After the interval we were treated to Ramifications for string orchestra written in 1968 by the modernist Hungarian composer Gyorgy Ligeti. Nicolas Altstaedt told us we shouldn’t be afraid of listening to new work and he had been listening to Ligeti since he was 8 years old. I can see it’s clever splitting the strings into two groups and playing them a quarter tone apart, to create a mesmeric effect of soundscape. I have to say it underwhelms me as it did some of the audience I spoke to. Fortunately we finished with Schubert’s great Symphony No 4 known as the tragic symphony. Altstaedt is a very good conductor and a very good cellist but I’m still not convinced you can do both.

Comments

  • Caranome says:

    A man went to a pet store where there’s a special on musical parrots. The first one can hum Beethoven’s 5th and costs $500. The second one can hum the first act of Don Giovanni and costs $1500. The 3rd one costs $25000. “Wow, what does he do?” The store sales rep says, “he doesn’t do anything.” “Why does he cost much then?” “I don’t know, all I know is the other parrots call him maestro.”

  • Robert Roy says:

    Jamie Laredo, an extremely under-rated violinist imho, used to direct the Scottish Chamber Orchestra in the larger works of the violin repertoire as well. Very occasionally, the results were a tiny bit ragged but the excitement generated made it well worth it.

    • Kolb Slaw says:

      Under-rated??? He was on every single concert of chamber music in New York, politically ran everything in sight, yet in every concert he was squeaky, superficial, and nowhere near as good as his collaborators. It really angers me that in the relatively few concerts I was able to attend in my concert-going days, that I was subjected to the same boring, non-artists over and over again. Laredo, Ax, Bronfman, etc.

  • David K. Nelson says:

    Perhaps someone who reads these articles played under Antonio Janigro, or saw him in action. Janigro certainly played and conducted at the same time, but at least on recordings it was mostly Baroque or classical concertos, never to my knowledge Shostakovich or other works of that size and scope.

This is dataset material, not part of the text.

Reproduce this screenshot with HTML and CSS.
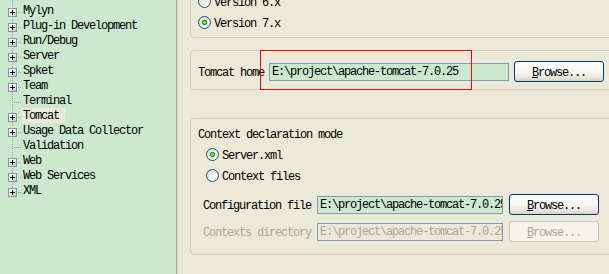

  • Charles Clark-Maxwell says:

    What’s the big deal ? Slava conducted from the cello quite a lot
    https://www.youtube.com/watch?v=eU5KdY_04kU

    • Hugh Kerr says:

      Well he didn’t do much conducting Charles and interestingly he was sitting amongst the players Altstaedt was right at the front he couldn’t see them and they couldn’t see him!

  • Hilary says:

    What we are eager to know: which famous conductor was shamed in such a way? I don’t remember an anecdote like this in the gossipy Adeney book “Flute”.

    Schubert 9, Brahms 2nd concerto and Tchaikovsky 2 (nearly) begin with horn solos which alas doesn’t narrow down the possibilities.

  • Paul Silverthorne says:

    It was Hans Keller who said conducting was a fake profession he actually David ther3 were two, viola player and conductor. He loved to rattle peoples cages!

  • Peter says:

    Remember that a violinist is generally standing, so can move to face the orchestra when needed. A cellist sits, so cannot.